_Instructions to follow_
Extract all data as written.
····················
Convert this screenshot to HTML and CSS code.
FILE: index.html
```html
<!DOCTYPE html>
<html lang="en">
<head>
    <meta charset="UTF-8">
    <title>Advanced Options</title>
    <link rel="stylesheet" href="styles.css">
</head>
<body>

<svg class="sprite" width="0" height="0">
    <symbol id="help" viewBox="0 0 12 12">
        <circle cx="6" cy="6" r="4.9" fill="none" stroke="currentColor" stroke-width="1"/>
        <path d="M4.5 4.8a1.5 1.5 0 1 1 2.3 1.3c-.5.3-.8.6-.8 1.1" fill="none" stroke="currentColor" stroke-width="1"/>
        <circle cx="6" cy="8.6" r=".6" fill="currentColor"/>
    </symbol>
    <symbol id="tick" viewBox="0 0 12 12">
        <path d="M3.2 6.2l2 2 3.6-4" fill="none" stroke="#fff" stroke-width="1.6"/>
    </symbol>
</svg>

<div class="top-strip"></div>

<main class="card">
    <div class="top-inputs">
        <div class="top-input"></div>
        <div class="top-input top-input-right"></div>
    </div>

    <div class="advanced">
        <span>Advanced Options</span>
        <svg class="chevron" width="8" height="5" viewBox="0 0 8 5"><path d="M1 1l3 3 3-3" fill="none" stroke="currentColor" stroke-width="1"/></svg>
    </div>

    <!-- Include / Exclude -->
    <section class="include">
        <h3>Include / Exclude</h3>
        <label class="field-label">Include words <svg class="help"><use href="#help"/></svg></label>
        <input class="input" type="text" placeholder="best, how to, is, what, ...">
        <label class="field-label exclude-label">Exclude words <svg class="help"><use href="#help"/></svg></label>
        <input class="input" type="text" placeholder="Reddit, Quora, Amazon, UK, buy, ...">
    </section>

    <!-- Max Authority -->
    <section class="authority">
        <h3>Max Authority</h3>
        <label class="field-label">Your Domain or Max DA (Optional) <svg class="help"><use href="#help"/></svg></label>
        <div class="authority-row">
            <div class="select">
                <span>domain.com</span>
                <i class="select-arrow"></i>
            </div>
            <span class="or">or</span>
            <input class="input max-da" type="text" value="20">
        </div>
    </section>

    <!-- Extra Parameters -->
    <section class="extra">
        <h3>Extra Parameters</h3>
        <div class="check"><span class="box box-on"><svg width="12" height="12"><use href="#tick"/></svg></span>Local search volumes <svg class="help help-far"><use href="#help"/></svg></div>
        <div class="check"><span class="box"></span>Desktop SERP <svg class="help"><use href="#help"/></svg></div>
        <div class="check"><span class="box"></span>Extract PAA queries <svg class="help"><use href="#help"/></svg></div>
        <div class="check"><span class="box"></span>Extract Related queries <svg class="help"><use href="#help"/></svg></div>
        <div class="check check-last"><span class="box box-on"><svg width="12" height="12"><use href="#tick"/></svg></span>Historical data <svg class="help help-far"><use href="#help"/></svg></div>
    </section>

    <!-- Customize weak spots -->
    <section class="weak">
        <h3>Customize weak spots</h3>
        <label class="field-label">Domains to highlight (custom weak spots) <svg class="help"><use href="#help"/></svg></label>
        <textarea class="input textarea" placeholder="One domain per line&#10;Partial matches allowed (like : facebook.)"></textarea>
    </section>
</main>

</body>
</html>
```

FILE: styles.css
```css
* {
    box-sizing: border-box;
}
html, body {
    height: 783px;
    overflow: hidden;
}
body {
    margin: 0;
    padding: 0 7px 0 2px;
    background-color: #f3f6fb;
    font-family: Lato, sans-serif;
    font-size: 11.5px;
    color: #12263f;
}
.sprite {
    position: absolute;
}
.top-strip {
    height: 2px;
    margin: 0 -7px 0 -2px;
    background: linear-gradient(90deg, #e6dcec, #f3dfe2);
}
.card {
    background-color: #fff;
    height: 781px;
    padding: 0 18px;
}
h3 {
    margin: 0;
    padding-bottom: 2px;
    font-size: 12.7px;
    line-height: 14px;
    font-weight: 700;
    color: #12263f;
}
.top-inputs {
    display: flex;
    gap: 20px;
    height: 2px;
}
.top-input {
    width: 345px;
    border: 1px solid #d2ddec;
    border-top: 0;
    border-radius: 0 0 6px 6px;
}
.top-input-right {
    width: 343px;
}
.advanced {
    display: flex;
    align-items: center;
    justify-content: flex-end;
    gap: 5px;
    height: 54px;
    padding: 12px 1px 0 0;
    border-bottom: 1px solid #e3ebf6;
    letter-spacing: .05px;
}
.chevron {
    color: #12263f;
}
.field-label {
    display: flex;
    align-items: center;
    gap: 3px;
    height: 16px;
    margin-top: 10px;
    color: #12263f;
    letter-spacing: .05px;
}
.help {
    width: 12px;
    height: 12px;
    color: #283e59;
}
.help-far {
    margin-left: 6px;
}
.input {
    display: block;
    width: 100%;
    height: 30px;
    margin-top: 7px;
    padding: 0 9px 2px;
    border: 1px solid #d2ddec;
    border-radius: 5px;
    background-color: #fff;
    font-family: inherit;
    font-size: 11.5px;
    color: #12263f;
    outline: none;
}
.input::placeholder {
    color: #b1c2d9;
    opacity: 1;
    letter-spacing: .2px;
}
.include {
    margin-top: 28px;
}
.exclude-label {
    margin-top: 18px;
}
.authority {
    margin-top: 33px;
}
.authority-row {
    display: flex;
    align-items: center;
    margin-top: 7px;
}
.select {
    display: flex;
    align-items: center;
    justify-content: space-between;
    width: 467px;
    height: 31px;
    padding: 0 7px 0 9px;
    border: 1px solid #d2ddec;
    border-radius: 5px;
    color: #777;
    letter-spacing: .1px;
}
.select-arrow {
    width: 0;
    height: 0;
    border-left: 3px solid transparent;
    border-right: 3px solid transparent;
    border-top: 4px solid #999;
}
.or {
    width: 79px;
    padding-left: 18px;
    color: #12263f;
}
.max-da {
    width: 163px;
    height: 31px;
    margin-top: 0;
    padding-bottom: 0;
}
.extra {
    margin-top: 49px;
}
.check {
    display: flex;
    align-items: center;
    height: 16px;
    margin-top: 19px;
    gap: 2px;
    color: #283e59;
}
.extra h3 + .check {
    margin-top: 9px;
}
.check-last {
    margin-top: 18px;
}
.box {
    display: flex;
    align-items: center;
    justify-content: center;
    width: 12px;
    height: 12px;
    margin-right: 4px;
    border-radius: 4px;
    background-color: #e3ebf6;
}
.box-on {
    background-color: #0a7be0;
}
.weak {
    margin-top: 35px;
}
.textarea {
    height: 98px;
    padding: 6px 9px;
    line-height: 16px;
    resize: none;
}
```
····················
_Output_
Convert this screenshot to HTML and CSS code.
FILE: index.html
```html
<!DOCTYPE html>
<html lang="en">
<head>
    <meta charset="UTF-8">
    <title>Advanced Options</title>
    <link rel="stylesheet" href="styles.css">
</head>
<body>

<svg class="sprite" width="0" height="0">
    <symbol id="help" viewBox="0 0 12 12">
        <circle cx="6" cy="6" r="4.9" fill="none" stroke="currentColor" stroke-width="1"/>
        <path d="M4.5 4.8a1.5 1.5 0 1 1 2.3 1.3c-.5.3-.8.6-.8 1.1" fill="none" stroke="currentColor" stroke-width="1"/>
        <circle cx="6" cy="8.6" r=".6" fill="currentColor"/>
    </symbol>
    <symbol id="tick" viewBox="0 0 12 12">
        <path d="M3.2 6.2l2 2 3.6-4" fill="none" stroke="#fff" stroke-width="1.6"/>
    </symbol>
</svg>

<div class="top-strip"></div>

<main class="card">
    <div class="top-inputs">
        <div class="top-input"></div>
        <div class="top-input top-input-right"></div>
    </div>

    <div class="advanced">
        <span>Advanced Options</span>
        <svg class="chevron" width="8" height="5" viewBox="0 0 8 5"><path d="M1 1l3 3 3-3" fill="none" stroke="currentColor" stroke-width="1"/></svg>
    </div>

    <!-- Include / Exclude -->
    <section class="include">
        <h3>Include / Exclude</h3>
        <label class="field-label">Include words <svg class="help"><use href="#help"/></svg></label>
        <input class="input" type="text" placeholder="best, how to, is, what, ...">
        <label class="field-label exclude-label">Exclude words <svg class="help"><use href="#help"/></svg></label>
        <input class="input" type="text" placeholder="Reddit, Quora, Amazon, UK, buy, ...">
    </section>

    <!-- Max Authority -->
    <section class="authority">
        <h3>Max Authority</h3>
        <label class="field-label">Your Domain or Max DA (Optional) <svg class="help"><use href="#help"/></svg></label>
        <div class="authority-row">
            <div class="select">
                <span>domain.com</span>
                <i class="select-arrow"></i>
            </div>
            <span class="or">or</span>
            <input class="input max-da" type="text" value="20">
        </div>
    </section>

    <!-- Extra Parameters -->
    <section class="extra">
        <h3>Extra Parameters</h3>
        <div class="check"><span class="box box-on"><svg width="12" height="12"><use href="#tick"/></svg></span>Local search volumes <svg class="help help-far"><use href="#help"/></svg></div>
        <div class="check"><span class="box"></span>Desktop SERP <svg class="help"><use href="#help"/></svg></div>
        <div class="check"><span class="box"></span>Extract PAA queries <svg class="help"><use href="#help"/></svg></div>
        <div class="check"><span class="box"></span>Extract Related queries <svg class="help"><use href="#help"/></svg></div>
        <div class="check check-last"><span class="box box-on"><svg width="12" height="12"><use href="#tick"/></svg></span>Historical data <svg class="help help-far"><use href="#help"/></svg></div>
    </section>

    <!-- Customize weak spots -->
    <section class="weak">
        <h3>Customize weak spots</h3>
        <label class="field-label">Domains to highlight (custom weak spots) <svg class="help"><use href="#help"/></svg></label>
        <textarea class="input textarea" placeholder="One domain per line&#10;Partial matches allowed (like : facebook.)"></textarea>
    </section>
</main>

</body>
</html>
```

FILE: styles.css
```css
* {
    box-sizing: border-box;
}
html, body {
    height: 783px;
    overflow: hidden;
}
body {
    margin: 0;
    padding: 0 7px 0 2px;
    background-color: #f3f6fb;
    font-family: Lato, sans-serif;
    font-size: 11.5px;
    color: #12263f;
}
.sprite {
    position: absolute;
}
.top-strip {
    height: 2px;
    margin: 0 -7px 0 -2px;
    background: linear-gradient(90deg, #e6dcec, #f3dfe2);
}
.card {
    background-color: #fff;
    height: 781px;
    padding: 0 18px;
}
h3 {
    margin: 0;
    padding-bottom: 2px;
    font-size: 12.7px;
    line-height: 14px;
    font-weight: 700;
    color: #12263f;
}
.top-inputs {
    display: flex;
    gap: 20px;
    height: 2px;
}
.top-input {
    width: 345px;
    border: 1px solid #d2ddec;
    border-top: 0;
    border-radius: 0 0 6px 6px;
}
.top-input-right {
    width: 343px;
}
.advanced {
    display: flex;
    align-items: center;
    justify-content: flex-end;
    gap: 5px;
    height: 54px;
    padding: 12px 1px 0 0;
    border-bottom: 1px solid #e3ebf6;
    letter-spacing: .05px;
}
.chevron {
    color: #12263f;
}
.field-label {
    display: flex;
    align-items: center;
    gap: 3px;
    height: 16px;
    margin-top: 10px;
    color: #12263f;
    letter-spacing: .05px;
}
.help {
    width: 12px;
    height: 12px;
    color: #283e59;
}
.help-far {
    margin-left: 6px;
}
.input {
    display: block;
    width: 100%;
    height: 30px;
    margin-top: 7px;
    padding: 0 9px 2px;
    border: 1px solid #d2ddec;
    border-radius: 5px;
    background-color: #fff;
    font-family: inherit;
    font-size: 11.5px;
    color: #12263f;
    outline: none;
}
.input::placeholder {
    color: #b1c2d9;
    opacity: 1;
    letter-spacing: .2px;
}
.include {
    margin-top: 28px;
}
.exclude-label {
    margin-top: 18px;
}
.authority {
    margin-top: 33px;
}
.authority-row {
    display: flex;
    align-items: center;
    margin-top: 7px;
}
.select {
    display: flex;
    align-items: center;
    justify-content: space-between;
    width: 467px;
    height: 31px;
    padding: 0 7px 0 9px;
    border: 1px solid #d2ddec;
    border-radius: 5px;
    color: #777;
    letter-spacing: .1px;
}
.select-arrow {
    width: 0;
    height: 0;
    border-left: 3px solid transparent;
    border-right: 3px solid transparent;
    border-top: 4px solid #999;
}
.or {
    width: 79px;
    padding-left: 18px;
    color: #12263f;
}
.max-da {
    width: 163px;
    height: 31px;
    margin-top: 0;
    padding-bottom: 0;
}
.extra {
    margin-top: 49px;
}
.check {
    display: flex;
    align-items: center;
    height: 16px;
    margin-top: 19px;
    gap: 2px;
    color: #283e59;
}
.extra h3 + .check {
    margin-top: 9px;
}
.check-last {
    margin-top: 18px;
}
.box {
    display: flex;
    align-items: center;
    justify-content: center;
    width: 12px;
    height: 12px;
    margin-right: 4px;
    border-radius: 4px;
    background-color: #e3ebf6;
}
.box-on {
    background-color: #0a7be0;
}
.weak {
    margin-top: 35px;
}
.textarea {
    height: 98px;
    padding: 6px 9px;
    line-height: 16px;
    resize: none;
}
```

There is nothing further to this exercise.